Quality-control points to confirm
- Fabric weight should match the approved range within the agreed supplier tolerance, and the buyer should require the basis of measurement in writing.
- Finished bag dimensions should be checked against the approved spec with a measured tolerance, not a visual estimate.
- Handle bartacks should be even, fully anchored, and free of skipped stitches, loose threads, or seam puckering.
- Handle width and handle drop should match the approved sample because small changes can affect carry comfort and load behavior.
- Print position should stay within the approved placement window and not drift across the batch; verify the first-off sample before full release.

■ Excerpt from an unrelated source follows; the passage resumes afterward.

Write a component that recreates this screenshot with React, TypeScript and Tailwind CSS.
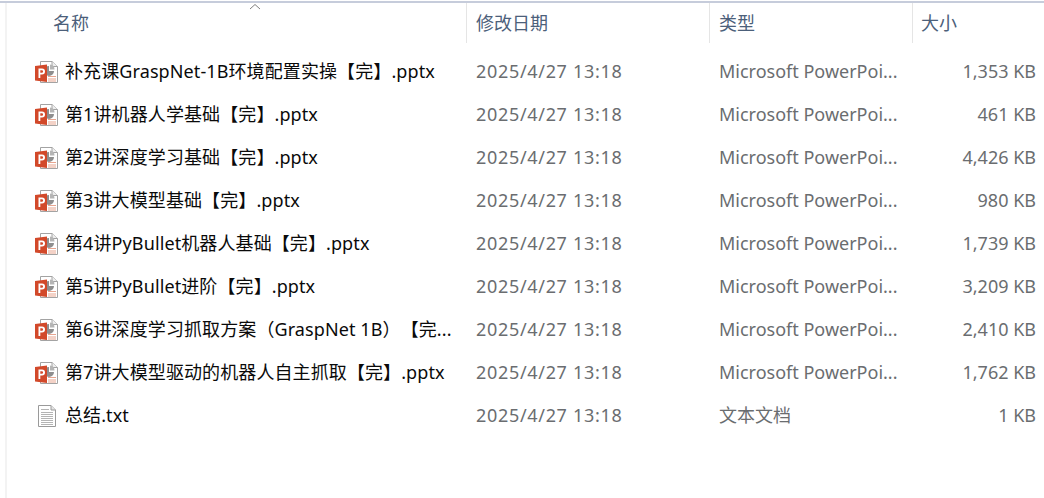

- Ink coverage should be checked for clarity and edge definition under neutral light, especially on natural canvas where color shift is normal.
- Cartons should close cleanly without crushing handles, corners, or printed panels, and the taped seam should hold under normal stack pressure.
- Count labels must match the carton contents exactly, including any mixed-size or mixed-artwork shipments.
- A random carton from each lot should be opened and repacked to verify fold method, count accuracy, and product protection.
- The first production pieces should be measured for size, seam quality, handle alignment, and print location before the line is fully released.